If all has gone well, you should see something like this:

INFO: PyTorch graph executor optimizer is enabled, this may impact your inference latency and throughput. See: https://docs.djl.ai/docs/development/inference_performance_optimization.html#graph-executor-optimization
INFO: Number of inter-op threads is 4
INFO: Number of intra-op threads is 4
INFO: PyTorch:2.0.1, capabilities: [
      CUDA,
      CUDNN,
      OPENMP,
      MKL,
      MKLDNN,
]
PyTorch Library: C:\Users\yourname\.djl.ai\pytorch\2.0.1-cu118-win-x86_64

If not, the troubleshooting below may help.

More troubleshooting

Conda environments can help solve most of the problems… but not all. This section contains assorted fixes for other issues as they arise.

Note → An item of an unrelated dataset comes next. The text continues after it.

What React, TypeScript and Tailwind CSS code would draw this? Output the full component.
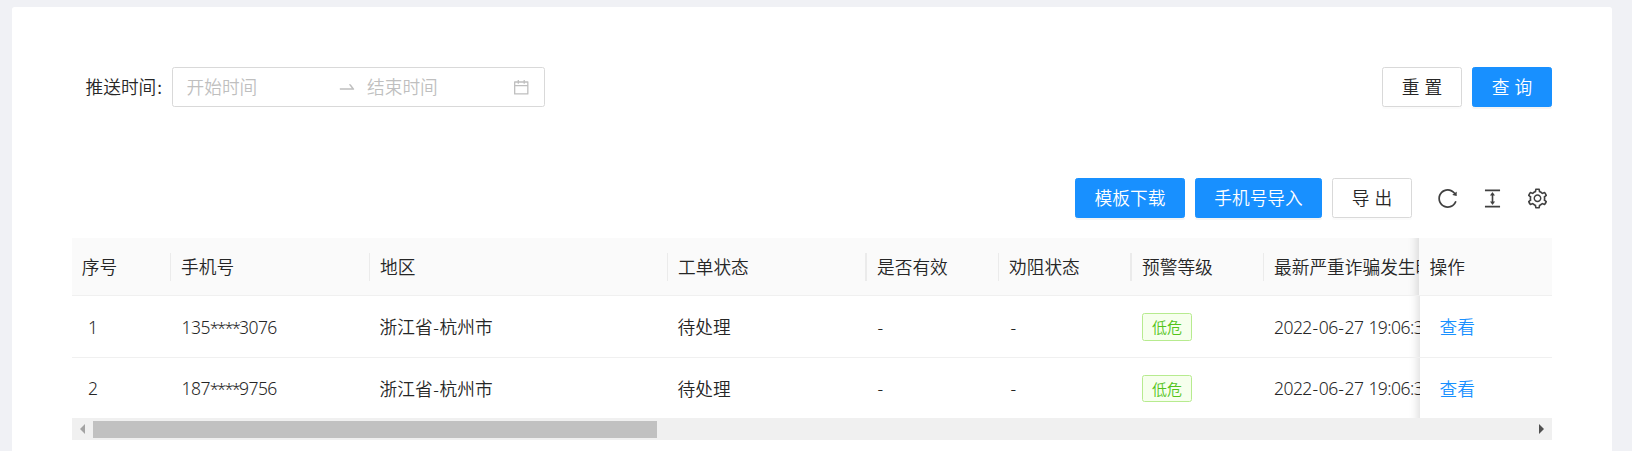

Fix for UnsatisfiedLinkError (PyTorch 2.0.1, Windows)

You may find that PyTorch 2.0.1 + CUDA 11.8 doesn’t work on Windows. If you see an error, it may look like this:

ERROR: C:\Users\yourname\.djl.ai\pytorch\2.0.1-cu118-win-x86_64\nvfuser_codegen.dll: Can't find dependent libraries in print_engine.groovy at line number 5
java.base/jdk.internal.loader.NativeLibraries.load(Native Method)
    java.base/jdk.internal.loader.NativeLibraries$NativeLibraryImpl.open(NativeLibraries.java:388)
    java.base/jdk.internal.loader.NativeLibraries.loadLibrary(NativeLibraries.java:232)
    java.base/jdk.internal.loader.NativeLibraries.loadLibrary(NativeLibraries.java:174)
    java.base/java.lang.ClassLoader.loadLibrary(ClassLoader.java:2394)
    java.base/java.lang.Runtime.load0(Runtime.java:755)
    java.base/java.lang.System.load(System.java:1953)
    ai.djl.pytorch.jni.LibUtils.loadNativeLibrary(LibUtils.java:353)

The ‘solution’ is to simply delete the file nvfuser_codegen.dll. For more details, see the DJL bug report on GitHub.